WORK TO COMPLETE - What is the number of lines in these entries that include "this"? Write that number and no other text.

[Front-end source files]
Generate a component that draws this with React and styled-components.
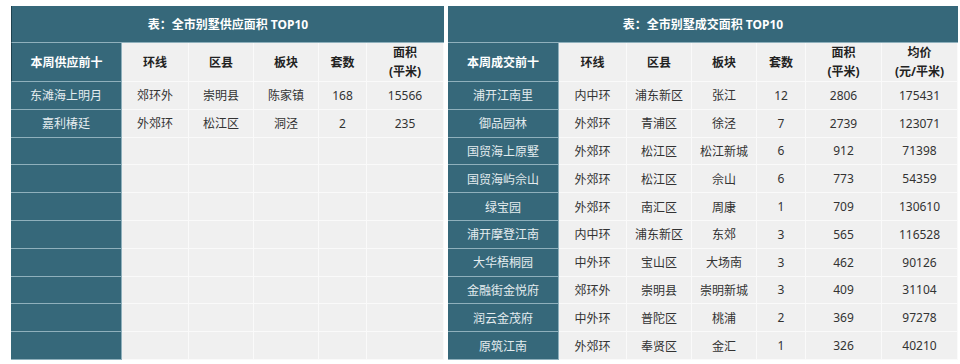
import styled, { createGlobalStyle } from "styled-components";

const TEAL = "#36687a";
const TEAL_LINE = "#8fb0bc";
const GRAY = "#f0f0f0";

const GlobalStyle = createGlobalStyle`
  body {
    margin: 0;
    background: #ffffff;
    font-family: "Noto Sans", "Noto Sans CJK SC", sans-serif;
  }
`;

const supply = {
  title: "表：全市别墅供应面积 TOP10",
  head: ["本周供应前十", "环线", "区县", "板块", "套数", ["面积", "(平米)"]],
  cols: "111px 67px 65px 65px 48px 77px",
  width: 433,
  rows: [
    ["东滩海上明月", "郊环外", "崇明县", "陈家镇", "168", "15566"],
    ["嘉利椿廷", "外郊环", "松江区", "洞泾", "2", "235"],
    ...Array.from({ length: 8 }, () => ["", "", "", "", "", ""]),
  ],
};

const deals = {
  title: "表：全市别墅成交面积 TOP10",
  head: ["本周成交前十", "环线", "区县", "板块", "套数", ["面积", "(平米)"], ["均价", "(元/平米)"]],
  cols: "111px 68px 65px 65px 49px 76px 76px",
  width: 510,
  rows: [
    ["浦开江南里", "内中环", "浦东新区", "张江", "12", "2806", "175431"],
    ["御品园林", "外郊环", "青浦区", "徐泾", "7", "2739", "123071"],
    ["国贸海上原墅", "外郊环", "松江区", "松江新城", "6", "912", "71398"],
    ["国贸海屿佘山", "外郊环", "松江区", "佘山", "6", "773", "54359"],
    ["绿宝园", "外郊环", "南汇区", "周康", "1", "709", "130610"],
    ["浦开摩登江南", "内中环", "浦东新区", "东郊", "3", "565", "116528"],
    ["大华梧桐园", "中外环", "宝山区", "大场南", "3", "462", "90126"],
    ["金融街金悦府", "郊环外", "崇明县", "崇明新城", "3", "409", "31104"],
    ["润云金茂府", "中外环", "普陀区", "桃浦", "2", "369", "97278"],
    ["原筑江南", "外郊环", "奉贤区", "金汇", "1", "326", "40210"],
  ],
};

function Table({ data, edge }) {
  return (
    <Grid $cols={data.cols} $width={data.width}>
      <Title $edge={edge}>{data.title}</Title>
      {data.head.map((h, i) =>
        i === 0 ? (
          <NameHead key={i} $edge={edge}>{h}</NameHead>
        ) : (
          <HeadCell key={i}>
            {Array.isArray(h) ? (
              <>
                <span>{h[0]}</span>
                <span>{h[1]}</span>
              </>
            ) : (
              h
            )}
          </HeadCell>
        )
      )}
      {data.rows.map((r, ri) =>
        r.map((c, ci) =>
          ci === 0 ? (
            <NameCell key={`${ri}-${ci}`}>{c}</NameCell>
          ) : (
            <Cell key={`${ri}-${ci}`}>{c}</Cell>
          )
        )
      )}
    </Grid>
  );
}

export default function App() {
  return (
    <>
      <GlobalStyle />
      <Page>
        <Table data={supply} edge />
        <Table data={deals} />
      </Page>
    </>
  );
}

const Page = styled.div`
  display: flex;
  gap: 4px;
  padding: 6px 0 0 11px;
  width: 960px;
  height: 364px;
  box-sizing: border-box;
`;

const Grid = styled.div`
  display: grid;
  width: ${(p) => p.$width}px;
  grid-template-columns: ${(p) => p.$cols};
  grid-template-rows: 37px 39px repeat(10, 1fr);
  height: 354px;
  font-size: 12px;
`;

const Title = styled.div`
  grid-column: 1 / -1;
  background: ${TEAL};
  color: #ffffff;
  font-weight: 700;
  display: flex;
  align-items: center;
  justify-content: center;
  border-bottom: 1px solid ${TEAL_LINE};
  border-left: ${(p) => (p.$edge ? "1px solid #1e4250" : "none")};
`;

const NameCell = styled.div`
  background: ${TEAL};
  color: #e4ecef;
  display: flex;
  align-items: center;
  justify-content: center;
  border-bottom: 1px solid ${TEAL_LINE};
  border-right: 1px solid ${TEAL_LINE};
  box-sizing: border-box;
`;

const NameHead = styled(NameCell)`
  color: #ffffff;
  font-weight: 700;
  border-left: ${(p) => (p.$edge ? "1px solid #1e4250" : "none")};
`;

const Cell = styled.div`
  background: ${GRAY};
  color: #333333;
  display: flex;
  align-items: center;
  justify-content: center;
  border-bottom: 1px solid #fafafa;
  border-right: 1px solid #fafafa;
  box-sizing: border-box;
`;

const HeadCell = styled(Cell)`
  flex-direction: column;
  font-weight: 700;
  color: #222222;
  line-height: 19px;
`;
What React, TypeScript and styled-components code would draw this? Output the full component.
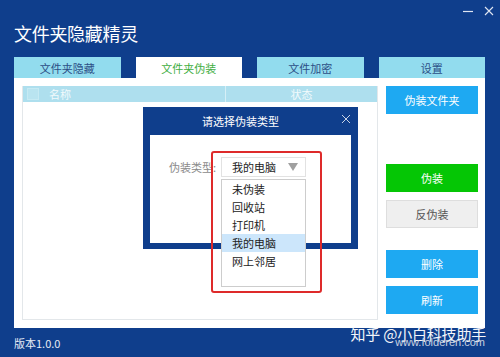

COMPLETE OUTPUT - 2